Velocity Kendall: I'm always glad to disvcover that anything I've said has been helpful. And you're more than welcome to ask me questions, just don't get your expectations up too high.
AustenFM: Thanks so much. I've had the opportunity to look at your sketchbook as well. You have bedazzling work.
So the journey towards a presentable portfolio takes another step forward.
This work is from a competition I entered with a group back in the Fall of 2010. It was called Trimo Urban Crash, and the idea was simple enough. They had a recreational area, and they wanted something to put there that could function simultaneously as seating and a performance space. Snore, boring. I did my own thing.
Unfortunately, sometimes doing your own thing doesn't always work out for the best, and we never progressed past the semi-finals round. I had miscalculated. They allowed the public to come in an vote on their favorite projects, which meant that my project, laden as it was with archi-babble and phrases like "morphological ecologies" was quickly eliminated by voters rightly concerned with my usage of academic pseudo-speak. I've since learned my lesson about that, too. It taught me to write in more readily accessible ways.

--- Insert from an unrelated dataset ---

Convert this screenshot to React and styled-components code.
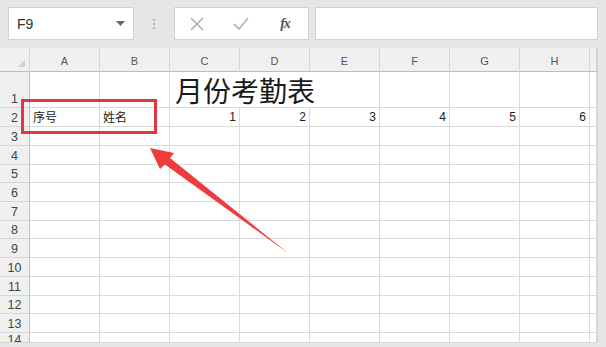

Whatever the case, the voters may not have been ready for my next level views on social activism. Perhaps developing a program for the promotion and exercise of free-speech in Ljubljana, Slovenia, a formerly eastern, soviet-bloc country might have been a little premature. It probably also didn't help that I was implicitly advocating loitering and spontaneous social interaction as healthy social activity. I don't know. With competitions, it's always a toss-up. The winner would take a far more conventional approach to the design: http://www.trimo-urbancrash.com/index.php?id=59&lang=en&a=single&project=14110
Their graphics were also leagues beyond ours in terms of quality. What I have here has been updated from where they were in 2010.
Now, I always enjoyed the prospect of a lonely cube just kind of sitting out there on the landscape. Things like that always draw people to them. Triggering a person's "What the fuck is that?" receptor can act as a powerful manipulator. I was always sure of this specifically because I had noticed that youths (myself included) were attracted, via some physic magnetism, to derelict, dilapidated stuff. Be it a broken down car, or what have you, kids will be hanging out on it, around it, or inside of it. My objective was to tap into this primal, subconscious urge. Was I successful? I hope I was.
I've written a lot, but I think that it's important to talk about one's work, especially in an forum environment like this one.
Believe it or not, our original submission featured a ludicrous three breakdancers in this last panel. It was our thought at the time that the sheer quantity of breakdancers would give us the winning edge in the competition. We would ultimately lose to many submissions that featured exactly zero breakdancers, which immediately caused us to question our earlier preconceptions.